Vast staat, dat het wapen op zegels der 14e eeuw reeds voorkomt, doch zonder den dorren boom, de twee als Damiaatjes bekende klokjes en het devies ‘Vicit Vim Virtus’, die er in de 16de eeuw aan toegevoegd werden.
De tegenwoordige Damiaatjes, die nog iederen avond van negen uur tot halftien hun kleine terts doen hooren, zijn slecht gegoten klokjes uit de 18de eeuw. De oorspronkelijke werden in 1564 door den klokkengieter Jan Dircksz te Aalst aan Nicolaas van Nieuwland, bisschop van Haarlem, voor de kathedraal geschonken. Zij moesten, op verlangen van den gever, elken dag geluid worden om de geestelijken ten gebede te roepen, en om te herinneren aan Wybo Wartena, een voorzaat van Dircksz, die deel had ‘aen den roem ende de heerlyckheyt van Haerlems poirteren en haer ghetrouwe helpers op haren tochte naer den Heylighen Lande, ende tot Damiaten’. Op deze klokken waren twee kasteelen afgebeeld, met de spreuk: ‘Vicit Vim Virtus’, d.i. de deugd overwint het geweld, een toespeling op Vibrandus Wartena, en tevens een chronogram van het jaartal 1219. Na 1578 heeft de stad dit devies, met de klokjes, bij haar wapen gevoegd. De dorre boom komt reeds in de 15de eeuw voor.
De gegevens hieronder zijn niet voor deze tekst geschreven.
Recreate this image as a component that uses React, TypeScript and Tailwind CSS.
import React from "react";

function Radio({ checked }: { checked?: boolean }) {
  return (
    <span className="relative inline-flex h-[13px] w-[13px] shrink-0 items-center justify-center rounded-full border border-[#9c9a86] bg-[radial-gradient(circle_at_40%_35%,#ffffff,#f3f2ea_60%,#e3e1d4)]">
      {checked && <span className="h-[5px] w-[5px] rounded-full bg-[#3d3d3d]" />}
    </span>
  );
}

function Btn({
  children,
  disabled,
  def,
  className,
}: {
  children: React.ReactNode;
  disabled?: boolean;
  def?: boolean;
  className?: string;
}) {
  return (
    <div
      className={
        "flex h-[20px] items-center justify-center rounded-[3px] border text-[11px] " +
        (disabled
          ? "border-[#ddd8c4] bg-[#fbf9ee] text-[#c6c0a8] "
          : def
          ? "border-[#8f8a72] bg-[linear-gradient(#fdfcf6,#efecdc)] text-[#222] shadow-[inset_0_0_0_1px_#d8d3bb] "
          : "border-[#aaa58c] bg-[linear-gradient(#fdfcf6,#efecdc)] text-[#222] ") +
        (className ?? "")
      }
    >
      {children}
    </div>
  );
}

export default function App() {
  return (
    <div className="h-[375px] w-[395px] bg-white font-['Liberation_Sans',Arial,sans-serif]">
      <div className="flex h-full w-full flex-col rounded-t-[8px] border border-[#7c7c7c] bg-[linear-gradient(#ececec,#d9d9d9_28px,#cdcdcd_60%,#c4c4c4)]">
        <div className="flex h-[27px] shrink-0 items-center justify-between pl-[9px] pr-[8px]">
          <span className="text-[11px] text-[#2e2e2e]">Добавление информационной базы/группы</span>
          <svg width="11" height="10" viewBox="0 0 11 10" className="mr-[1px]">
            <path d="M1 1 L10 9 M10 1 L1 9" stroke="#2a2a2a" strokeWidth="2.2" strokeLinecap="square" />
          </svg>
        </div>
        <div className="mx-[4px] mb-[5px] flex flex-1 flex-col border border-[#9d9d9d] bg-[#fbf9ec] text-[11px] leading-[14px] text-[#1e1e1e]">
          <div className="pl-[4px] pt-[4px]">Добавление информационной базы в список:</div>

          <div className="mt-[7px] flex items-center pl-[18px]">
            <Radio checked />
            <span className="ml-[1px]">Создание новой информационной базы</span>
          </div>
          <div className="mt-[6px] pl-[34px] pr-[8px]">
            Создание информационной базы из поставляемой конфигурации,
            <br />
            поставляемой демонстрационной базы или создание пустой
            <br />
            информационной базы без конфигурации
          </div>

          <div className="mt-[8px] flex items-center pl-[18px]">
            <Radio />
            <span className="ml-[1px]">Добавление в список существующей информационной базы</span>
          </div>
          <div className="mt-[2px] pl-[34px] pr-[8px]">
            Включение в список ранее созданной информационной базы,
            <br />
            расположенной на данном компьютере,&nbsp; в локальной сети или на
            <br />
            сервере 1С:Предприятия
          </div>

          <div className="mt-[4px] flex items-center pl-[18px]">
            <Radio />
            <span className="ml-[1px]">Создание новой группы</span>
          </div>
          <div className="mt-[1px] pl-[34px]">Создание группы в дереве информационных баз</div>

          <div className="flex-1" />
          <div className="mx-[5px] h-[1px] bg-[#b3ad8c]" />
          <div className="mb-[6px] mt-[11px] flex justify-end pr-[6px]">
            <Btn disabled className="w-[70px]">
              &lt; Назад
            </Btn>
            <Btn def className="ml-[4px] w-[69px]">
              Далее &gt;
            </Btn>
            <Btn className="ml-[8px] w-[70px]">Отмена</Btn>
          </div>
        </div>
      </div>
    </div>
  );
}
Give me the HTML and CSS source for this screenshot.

Van de geschilderde glazen, nu in de kerk
| |
| |
aanwezig, zijn de meeste modern. Maar ook 17e en 18e eeuwsche glazen uit Warder, Hoorn, Lisse en Beverwijk afkomstig, zijn er in de laatste jaren geplaatst. De kronen en wandluchters, ofschoon naar de oude gevolgd, zijn nieuw.
De St. Bavokerk behoort onder de belangrijkste bouwwerken, die in Nederland gedurende de middeleeuwen tot stand kwamen. De groote soberheid, die haar van buiten, eer zij gerestaureerd werd, kenmerkte, gaf haar een waardigheid, die zij nu niet meer bezit. Misleid door de schilderij, die in de kerk hangt, heeft men de eenvoudige stijlen, die de vensters in de eerste jaren der 16de eeuw gekregen hadden, daaruit gebroken en ze door rijke traceeringen vervangen, terwijl het dak door een balustrade werd omgeven, en de westelijke gevel met velerlei lofwerk opgesierd. Door dit alles, en door het vernieuwen der oude steenen is de vroegere schilderachtigheid grootendeels verloren gegaan. Zelfs de kleine 17de eeuwsche huisjes aan de zuidzijde bleven niet onaangeroerd.
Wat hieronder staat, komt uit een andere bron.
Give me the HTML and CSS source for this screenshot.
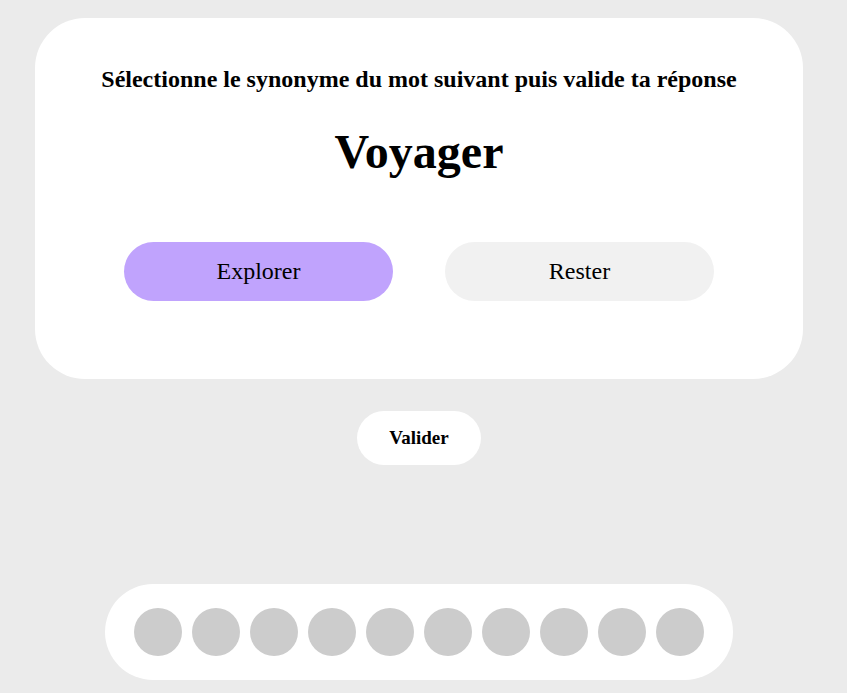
FILE: index.html
```html
<!DOCTYPE html>
<html lang="fr">
<head>
<meta charset="utf-8">
<link rel="stylesheet" href="styles.css">
</head>
<body>
<div class="page">
  <div class="card">
    <p class="instruction">Sélectionne le synonyme du mot suivant puis valide ta réponse</p>
    <h1 class="word">Voyager</h1>
    <div class="choices">
      <button class="choice selected">Explorer</button>
      <button class="choice">Rester</button>
    </div>
  </div>
  <button class="validate">Valider</button>
  <div class="progress">
    <span class="dot"></span><span class="dot"></span><span class="dot"></span><span class="dot"></span><span class="dot"></span>
    <span class="dot"></span><span class="dot"></span><span class="dot"></span><span class="dot"></span><span class="dot"></span>
  </div>
</div>
</body>
</html>
```

FILE: styles.css
```css
html, body {
  margin: 0;
  padding: 0;
  background: #ebebeb;
  font-family: "Liberation Serif", "Times New Roman", serif;
  color: #000;
}
.page {
  width: 838px;
  display: flex;
  flex-direction: column;
  align-items: center;
  padding-top: 18px;
}
.card {
  width: 768px;
  height: 361px;
  box-sizing: border-box;
  background: #fff;
  border-radius: 50px;
  display: flex;
  flex-direction: column;
  align-items: center;
  padding-top: 48px;
}
.instruction {
  margin: 0;
  font-size: 24px;
  font-weight: bold;
  line-height: 27px;
}
.word {
  margin: 31px 0 0;
  font-size: 48px;
  font-weight: bold;
  line-height: 55px;
}
.choices {
  margin-top: 63px;
  display: flex;
  gap: 52px;
}
.choice {
  width: 269px;
  height: 59px;
  border: none;
  border-radius: 30px;
  background: #f1f1f1;
  font-family: "Liberation Serif", "Times New Roman", serif;
  font-size: 24px;
  color: #000;
  padding: 0;
}
.choice.selected {
  background: #c0a3fd;
}
.validate {
  margin-top: 32px;
  width: 124px;
  height: 54px;
  border: none;
  border-radius: 27px;
  background: #fff;
  font-family: "Liberation Serif", "Times New Roman", serif;
  font-weight: bold;
  font-size: 19px;
  color: #000;
  padding: 0;
}
.progress {
  margin-top: 119px;
  width: 628px;
  height: 96px;
  box-sizing: border-box;
  background: #fff;
  border-radius: 48px;
  display: flex;
  align-items: center;
  justify-content: center;
  gap: 10px;
}
.dot {
  width: 48px;
  height: 48px;
  border-radius: 50%;
  background: #cccccc;
}
```
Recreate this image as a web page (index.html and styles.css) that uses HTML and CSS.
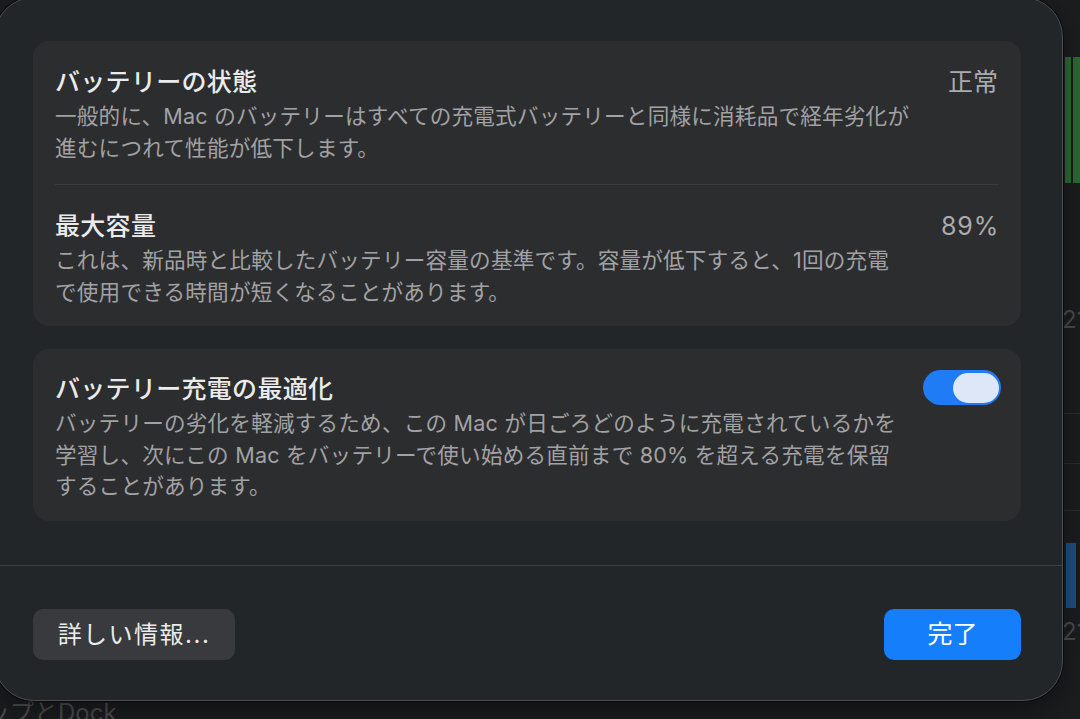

Het koor der kerk is langer dan het schip, en werd reeds in het begin der 16de eeuw te groot gevonden, daar men toen de afsluiting zóó plaatste, dat drie koorvakken het schip uitbreidden. Waarschijnlijk heeft de kerk, die in 1470 werd afgebroken, ter plaatse van het koor gestaan en worden daardoor de groote afmetingen verklaard.
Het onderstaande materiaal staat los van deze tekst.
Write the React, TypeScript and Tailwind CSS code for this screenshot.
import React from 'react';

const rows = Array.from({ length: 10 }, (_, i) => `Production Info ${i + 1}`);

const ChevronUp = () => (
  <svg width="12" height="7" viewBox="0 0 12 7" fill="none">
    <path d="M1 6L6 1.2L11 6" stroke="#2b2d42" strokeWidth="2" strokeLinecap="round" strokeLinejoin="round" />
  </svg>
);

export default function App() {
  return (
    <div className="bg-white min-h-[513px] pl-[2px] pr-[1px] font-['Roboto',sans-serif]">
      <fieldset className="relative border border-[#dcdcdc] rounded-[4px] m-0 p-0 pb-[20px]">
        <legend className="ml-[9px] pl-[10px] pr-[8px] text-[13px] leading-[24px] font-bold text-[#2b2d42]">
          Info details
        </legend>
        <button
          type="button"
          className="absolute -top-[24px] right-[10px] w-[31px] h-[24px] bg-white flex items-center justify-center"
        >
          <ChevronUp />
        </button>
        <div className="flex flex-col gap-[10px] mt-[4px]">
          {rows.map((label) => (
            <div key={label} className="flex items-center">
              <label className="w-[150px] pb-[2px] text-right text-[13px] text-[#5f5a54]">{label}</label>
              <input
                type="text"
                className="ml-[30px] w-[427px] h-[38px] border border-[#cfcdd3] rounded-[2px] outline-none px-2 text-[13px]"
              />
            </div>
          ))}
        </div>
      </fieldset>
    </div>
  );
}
De 15de eeuwsche kerken in Nederland vertoonen zonder uitzondering slanke zuilen tusschen de beuken. Die van de St. Bavokerk zijn echter kort en zwaar, een gevolg van het reeds aanwezig zijn der buitenmuren, toen de steenen gewelven der zijbeuken gemaakt moesten worden. De zuilen in het koor kregen geen kapiteelen, die van het schip echter wel.
Vóór de restauratie was de kerk van binnen geheel gewit. Sedert is de witkalk van den gehouwen steen verwijderd, waardoor het beeldhouwwerk der kapiteelen, consoles en sluitsteenen beter te zien is dan vroeger, doch waardoor ook het Protestantsch karakter minder sprekend is geworden. De grootsche indruk, die het middenschip maakt is vooral daaraan te danken, dat de eikenhouten gewelven niet, zooals bij de meeste Nederlandsche kerken, in de kap, doch daaronder zijn aangebracht, en dus de kapbalken, die anders zoo storend werken, niet zichtbaar zijn.
Al hebben de omstandigheden den bouwmeesters der 15de eeuw belet, de St. Bavokerk te voltooien zóó als zij bedoelden, wat zij tot stand brachten is toch een gedenkstuk, waarop Haarlem trotsch mag wezen.